The tank (LC) circuit is essential for generating the RF carrier waves necessary for FM transmission. The LC circuit, BC547 transistor, and feedback 5pF capacitor together form the oscillator in the circuit. An input signal is not required to sustain the oscillation, as the feedback signal modulates the base-emitter current of the transistor at the resonant frequency, which in turn varies the emitter-collector current at the same frequency. This signal is then fed to the antenna and radiated as radio waves. A 27pF coupling capacitor is placed on the antenna to minimize the impact of the antenna's capacitance on the LC circuit. The term "tank" circuit refers to the LC circuit's ability to store energy for oscillations. In a pure LC circuit (one devoid of resistance), energy is not lost. In an AC environment, only resistive components dissipate electrical energy, while reactive components (capacitors and inductors) merely store energy for later return to the system. It is important to note that the tank circuit does not oscillate solely by applying a DC potential; positive feedback is essential.

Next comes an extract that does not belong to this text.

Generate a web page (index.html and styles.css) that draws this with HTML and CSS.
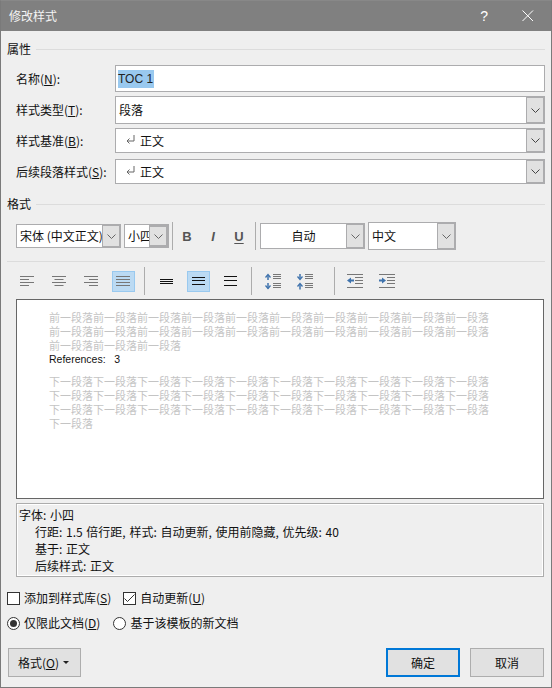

The components can be added to the PCB in any sequence. The electret microphone should be installed with the pin connected to its metal casing linked to the negative rail (ground or zero voltage side of the circuit). The coil should measure approximately 3mm in diameter and consist of 5 turns using tinned copper wire with a diameter of 0.61mm. After soldering the coil into place, the turns should be spread apart by about 0.5 to 1mm to prevent contact. The spacing is not critical, as tuning of the transmitter will be achieved using the trim capacitor. A fixed value capacitor, such as 47pF, may be used in place of the trim capacitor; however, this would require varying the coil spacing to adjust the transmitter frequency, affecting the inductance of the LC circuit instead of the capacitance. The circuit can be switched on and off by connecting or disconnecting the batteries. A half or quarter wavelength antenna (a length of wire) should be connected to the antenna point, with lengths of 150 cm and 75 cm corresponding to an FM frequency of 100 MHz. The transmitter should be positioned about 10 feet from an FM radio set to approximately 89-90 MHz. The tuning process involves spreading the coil windings apart by around 1mm and ensuring that no windings are in contact. A small screwdriver can be used to adjust the trim capacitor, with the screwdriver removed after each adjustment to prevent stray capacitance from affecting the LC circuit. If difficulties arise in locating the transmitting frequency, assistance from another person to adjust the FM dial can be beneficial. One full turn of the trim capacitor covers its entire capacitance range from 6pF to 45pF, with the normal FM band tuning over about one-tenth of the full range. Adjustments should be made in steps of 5 to 10 degrees to facilitate tuning.
The requirement for at least 10 feet of separation between the FM transmitter and the radio is due to the emission of harmonics by the transmitter; it does not emit on a single frequency but rather on several frequencies close to one another. Following the outlined procedure should simplify the process of locating the transmitting frequency. This project serves as an excellent introduction to various fundamental electronics concepts, including Class C amplifiers, FM transmission, VHF antennas, positive and negative feedback, stray capacitance, crystal-locked oscillators, and signal attenuation. The simple half-wave antenna used in this project is not the most efficient; improved performance can be achieved by connecting a dipole antenna using 50-ohm coaxial cable, with one lead connected to the antenna point and the other to the ground. Experimentation with 6V or 9V power sources may increase the transmitter's range. Additionally, reducing the 22K resistor to 10K can enhance sensitivity. It is important to note that this FM transmitter is not suitable for carrying on the body, as it is sensitive to external capacitance, causing frequency drift based on proximity to the transmitter. Stray capacitance is automatically incorporated into the tank circuit's capacitance, which can shift the transmitting frequency.This project provides the schematic and the parts list needed to construct a 3V FM Transmitter. This FM transmitter is about the simplest and most basic transmitter to build and have a useful transmitting range. It is surprisingly powerful despite its small component count and 3V operating voltage. It will easily penetrate over three floors of an apartment building and go over 300 meters in the open air. It may be tuned anywhere in the FM band. Or it may be tuned outside the commercial M band for greater privacy. (Of course this means you must modify your FM radio to be able to receive the transmission or have a broad-band FM receiver. ) The output power of this FM transmitter is below the legal limits of many countries (eg, USA and Australia).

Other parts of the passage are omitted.